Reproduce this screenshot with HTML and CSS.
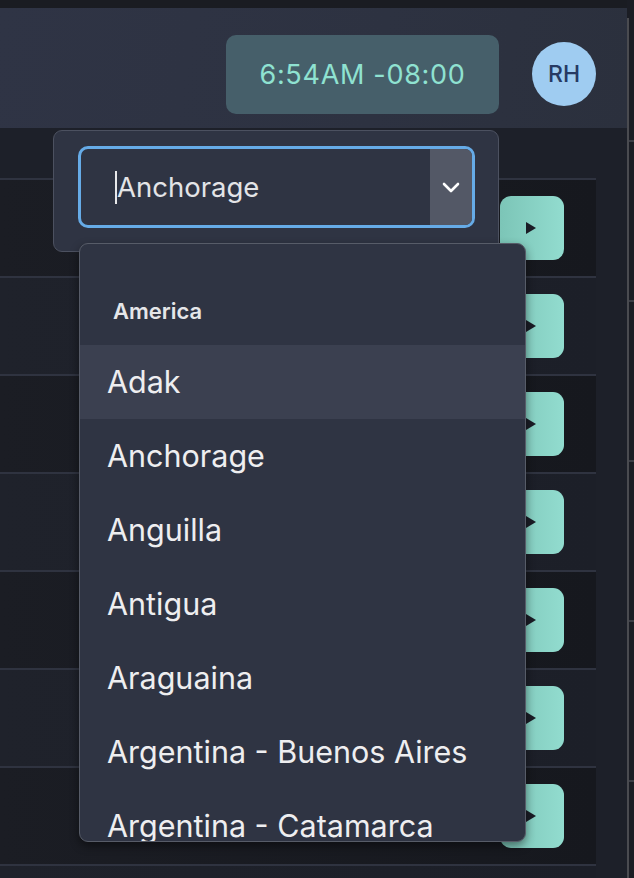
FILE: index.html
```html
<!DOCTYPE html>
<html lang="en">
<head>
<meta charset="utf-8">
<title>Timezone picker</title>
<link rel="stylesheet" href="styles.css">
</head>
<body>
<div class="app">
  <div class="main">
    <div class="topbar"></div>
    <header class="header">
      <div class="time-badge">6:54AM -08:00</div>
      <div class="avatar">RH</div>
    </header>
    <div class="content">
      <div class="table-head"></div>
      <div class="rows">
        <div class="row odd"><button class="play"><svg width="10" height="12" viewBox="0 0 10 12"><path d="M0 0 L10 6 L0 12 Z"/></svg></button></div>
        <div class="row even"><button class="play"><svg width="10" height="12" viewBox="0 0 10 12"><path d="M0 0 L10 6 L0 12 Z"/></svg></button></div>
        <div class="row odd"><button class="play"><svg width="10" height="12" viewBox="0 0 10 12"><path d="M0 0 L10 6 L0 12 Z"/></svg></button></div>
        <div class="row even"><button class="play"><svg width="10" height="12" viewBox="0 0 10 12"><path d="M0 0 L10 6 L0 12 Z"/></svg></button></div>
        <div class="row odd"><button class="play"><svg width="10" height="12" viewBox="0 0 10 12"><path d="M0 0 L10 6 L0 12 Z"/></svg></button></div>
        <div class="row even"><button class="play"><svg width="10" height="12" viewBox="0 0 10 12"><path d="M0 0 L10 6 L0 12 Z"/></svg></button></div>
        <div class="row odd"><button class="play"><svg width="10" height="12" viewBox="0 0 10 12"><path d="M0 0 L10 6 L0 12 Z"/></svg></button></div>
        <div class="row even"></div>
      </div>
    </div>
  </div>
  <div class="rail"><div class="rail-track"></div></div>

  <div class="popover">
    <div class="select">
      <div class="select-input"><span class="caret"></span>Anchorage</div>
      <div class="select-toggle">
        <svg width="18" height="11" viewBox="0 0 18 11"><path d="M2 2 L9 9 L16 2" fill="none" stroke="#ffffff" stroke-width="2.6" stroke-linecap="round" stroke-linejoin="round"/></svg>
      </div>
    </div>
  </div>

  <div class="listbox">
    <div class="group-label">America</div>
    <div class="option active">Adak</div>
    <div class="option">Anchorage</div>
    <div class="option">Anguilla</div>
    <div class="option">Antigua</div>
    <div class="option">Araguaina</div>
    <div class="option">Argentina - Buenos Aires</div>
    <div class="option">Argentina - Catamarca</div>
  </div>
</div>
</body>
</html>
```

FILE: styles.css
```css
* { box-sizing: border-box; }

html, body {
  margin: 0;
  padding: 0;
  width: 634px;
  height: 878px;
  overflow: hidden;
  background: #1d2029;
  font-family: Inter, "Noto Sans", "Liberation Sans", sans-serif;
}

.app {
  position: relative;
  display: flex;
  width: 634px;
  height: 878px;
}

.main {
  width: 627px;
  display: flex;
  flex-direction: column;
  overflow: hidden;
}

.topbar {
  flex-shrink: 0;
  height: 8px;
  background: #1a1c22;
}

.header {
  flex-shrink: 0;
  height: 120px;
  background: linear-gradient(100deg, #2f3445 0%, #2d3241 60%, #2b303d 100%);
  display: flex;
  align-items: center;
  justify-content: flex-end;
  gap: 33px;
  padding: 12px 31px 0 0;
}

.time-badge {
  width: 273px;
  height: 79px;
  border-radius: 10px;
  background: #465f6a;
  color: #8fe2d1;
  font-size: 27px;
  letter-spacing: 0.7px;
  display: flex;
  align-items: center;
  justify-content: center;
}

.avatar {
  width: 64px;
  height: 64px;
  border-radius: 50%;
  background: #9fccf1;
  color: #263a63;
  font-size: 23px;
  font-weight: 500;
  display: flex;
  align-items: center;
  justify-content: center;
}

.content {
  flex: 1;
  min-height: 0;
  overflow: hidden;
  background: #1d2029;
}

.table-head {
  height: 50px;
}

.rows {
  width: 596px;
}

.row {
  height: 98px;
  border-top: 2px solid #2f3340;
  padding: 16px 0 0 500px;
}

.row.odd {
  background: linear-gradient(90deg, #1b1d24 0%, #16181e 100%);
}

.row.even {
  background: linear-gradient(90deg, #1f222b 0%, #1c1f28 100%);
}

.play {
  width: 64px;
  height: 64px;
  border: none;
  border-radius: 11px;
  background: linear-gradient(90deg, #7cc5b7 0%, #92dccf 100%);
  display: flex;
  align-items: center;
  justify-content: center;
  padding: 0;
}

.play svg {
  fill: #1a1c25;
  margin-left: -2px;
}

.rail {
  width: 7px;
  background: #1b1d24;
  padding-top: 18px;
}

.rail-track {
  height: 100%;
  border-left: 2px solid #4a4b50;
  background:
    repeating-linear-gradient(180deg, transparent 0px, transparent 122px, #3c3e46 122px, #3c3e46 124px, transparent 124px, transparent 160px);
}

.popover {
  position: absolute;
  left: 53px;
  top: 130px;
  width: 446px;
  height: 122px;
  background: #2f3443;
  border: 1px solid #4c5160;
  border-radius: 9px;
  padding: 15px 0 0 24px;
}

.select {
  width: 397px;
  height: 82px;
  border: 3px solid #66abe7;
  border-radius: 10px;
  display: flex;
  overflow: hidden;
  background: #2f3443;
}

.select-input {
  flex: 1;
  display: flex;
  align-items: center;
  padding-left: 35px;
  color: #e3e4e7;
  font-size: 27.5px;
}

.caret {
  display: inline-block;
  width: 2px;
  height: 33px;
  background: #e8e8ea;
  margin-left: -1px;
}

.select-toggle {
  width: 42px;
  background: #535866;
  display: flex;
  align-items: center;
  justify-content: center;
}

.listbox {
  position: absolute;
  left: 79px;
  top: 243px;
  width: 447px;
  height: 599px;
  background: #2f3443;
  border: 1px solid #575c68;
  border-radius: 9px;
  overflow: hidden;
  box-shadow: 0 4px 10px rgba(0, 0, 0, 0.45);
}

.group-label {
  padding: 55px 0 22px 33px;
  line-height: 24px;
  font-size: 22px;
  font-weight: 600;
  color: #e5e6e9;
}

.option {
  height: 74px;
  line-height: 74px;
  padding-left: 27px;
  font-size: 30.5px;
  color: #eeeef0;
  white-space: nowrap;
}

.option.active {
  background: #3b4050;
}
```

• _STATED EXERCISE_: Working from the lines above, reproduce the material exactly and exclude its pictures.

• _EXERCISE RESPONSE_:
Reproduce this screenshot with HTML and CSS.
FILE: index.html
```html
<!DOCTYPE html>
<html lang="en">
<head>
<meta charset="utf-8">
<title>Timezone picker</title>
<link rel="stylesheet" href="styles.css">
</head>
<body>
<div class="app">
  <div class="main">
    <div class="topbar"></div>
    <header class="header">
      <div class="time-badge">6:54AM -08:00</div>
      <div class="avatar">RH</div>
    </header>
    <div class="content">
      <div class="table-head"></div>
      <div class="rows">
        <div class="row odd"><button class="play"><svg width="10" height="12" viewBox="0 0 10 12"><path d="M0 0 L10 6 L0 12 Z"/></svg></button></div>
        <div class="row even"><button class="play"><svg width="10" height="12" viewBox="0 0 10 12"><path d="M0 0 L10 6 L0 12 Z"/></svg></button></div>
        <div class="row odd"><button class="play"><svg width="10" height="12" viewBox="0 0 10 12"><path d="M0 0 L10 6 L0 12 Z"/></svg></button></div>
        <div class="row even"><button class="play"><svg width="10" height="12" viewBox="0 0 10 12"><path d="M0 0 L10 6 L0 12 Z"/></svg></button></div>
        <div class="row odd"><button class="play"><svg width="10" height="12" viewBox="0 0 10 12"><path d="M0 0 L10 6 L0 12 Z"/></svg></button></div>
        <div class="row even"><button class="play"><svg width="10" height="12" viewBox="0 0 10 12"><path d="M0 0 L10 6 L0 12 Z"/></svg></button></div>
        <div class="row odd"><button class="play"><svg width="10" height="12" viewBox="0 0 10 12"><path d="M0 0 L10 6 L0 12 Z"/></svg></button></div>
        <div class="row even"></div>
      </div>
    </div>
  </div>
  <div class="rail"><div class="rail-track"></div></div>

  <div class="popover">
    <div class="select">
      <div class="select-input"><span class="caret"></span>Anchorage</div>
      <div class="select-toggle">
        <svg width="18" height="11" viewBox="0 0 18 11"><path d="M2 2 L9 9 L16 2" fill="none" stroke="#ffffff" stroke-width="2.6" stroke-linecap="round" stroke-linejoin="round"/></svg>
      </div>
    </div>
  </div>

  <div class="listbox">
    <div class="group-label">America</div>
    <div class="option active">Adak</div>
    <div class="option">Anchorage</div>
    <div class="option">Anguilla</div>
    <div class="option">Antigua</div>
    <div class="option">Araguaina</div>
    <div class="option">Argentina - Buenos Aires</div>
    <div class="option">Argentina - Catamarca</div>
  </div>
</div>
</body>
</html>
```

FILE: styles.css
```css
* { box-sizing: border-box; }

html, body {
  margin: 0;
  padding: 0;
  width: 634px;
  height: 878px;
  overflow: hidden;
  background: #1d2029;
  font-family: Inter, "Noto Sans", "Liberation Sans", sans-serif;
}

.app {
  position: relative;
  display: flex;
  width: 634px;
  height: 878px;
}

.main {
  width: 627px;
  display: flex;
  flex-direction: column;
  overflow: hidden;
}

.topbar {
  flex-shrink: 0;
  height: 8px;
  background: #1a1c22;
}

.header {
  flex-shrink: 0;
  height: 120px;
  background: linear-gradient(100deg, #2f3445 0%, #2d3241 60%, #2b303d 100%);
  display: flex;
  align-items: center;
  justify-content: flex-end;
  gap: 33px;
  padding: 12px 31px 0 0;
}

.time-badge {
  width: 273px;
  height: 79px;
  border-radius: 10px;
  background: #465f6a;
  color: #8fe2d1;
  font-size: 27px;
  letter-spacing: 0.7px;
  display: flex;
  align-items: center;
  justify-content: center;
}

.avatar {
  width: 64px;
  height: 64px;
  border-radius: 50%;
  background: #9fccf1;
  color: #263a63;
  font-size: 23px;
  font-weight: 500;
  display: flex;
  align-items: center;
  justify-content: center;
}

.content {
  flex: 1;
  min-height: 0;
  overflow: hidden;
  background: #1d2029;
}

.table-head {
  height: 50px;
}

.rows {
  width: 596px;
}

.row {
  height: 98px;
  border-top: 2px solid #2f3340;
  padding: 16px 0 0 500px;
}

.row.odd {
  background: linear-gradient(90deg, #1b1d24 0%, #16181e 100%);
}

.row.even {
  background: linear-gradient(90deg, #1f222b 0%, #1c1f28 100%);
}

.play {
  width: 64px;
  height: 64px;
  border: none;
  border-radius: 11px;
  background: linear-gradient(90deg, #7cc5b7 0%, #92dccf 100%);
  display: flex;
  align-items: center;
  justify-content: center;
  padding: 0;
}

.play svg {
  fill: #1a1c25;
  margin-left: -2px;
}

.rail {
  width: 7px;
  background: #1b1d24;
  padding-top: 18px;
}

.rail-track {
  height: 100%;
  border-left: 2px solid #4a4b50;
  background:
    repeating-linear-gradient(180deg, transparent 0px, transparent 122px, #3c3e46 122px, #3c3e46 124px, transparent 124px, transparent 160px);
}

.popover {
  position: absolute;
  left: 53px;
  top: 130px;
  width: 446px;
  height: 122px;
  background: #2f3443;
  border: 1px solid #4c5160;
  border-radius: 9px;
  padding: 15px 0 0 24px;
}

.select {
  width: 397px;
  height: 82px;
  border: 3px solid #66abe7;
  border-radius: 10px;
  display: flex;
  overflow: hidden;
  background: #2f3443;
}

.select-input {
  flex: 1;
  display: flex;
  align-items: center;
  padding-left: 35px;
  color: #e3e4e7;
  font-size: 27.5px;
}

.caret {
  display: inline-block;
  width: 2px;
  height: 33px;
  background: #e8e8ea;
  margin-left: -1px;
}

.select-toggle {
  width: 42px;
  background: #535866;
  display: flex;
  align-items: center;
  justify-content: center;
}

.listbox {
  position: absolute;
  left: 79px;
  top: 243px;
  width: 447px;
  height: 599px;
  background: #2f3443;
  border: 1px solid #575c68;
  border-radius: 9px;
  overflow: hidden;
  box-shadow: 0 4px 10px rgba(0, 0, 0, 0.45);
}

.group-label {
  padding: 55px 0 22px 33px;
  line-height: 24px;
  font-size: 22px;
  font-weight: 600;
  color: #e5e6e9;
}

.option {
  height: 74px;
  line-height: 74px;
  padding-left: 27px;
  font-size: 30.5px;
  color: #eeeef0;
  white-space: nowrap;
}

.option.active {
  background: #3b4050;
}
```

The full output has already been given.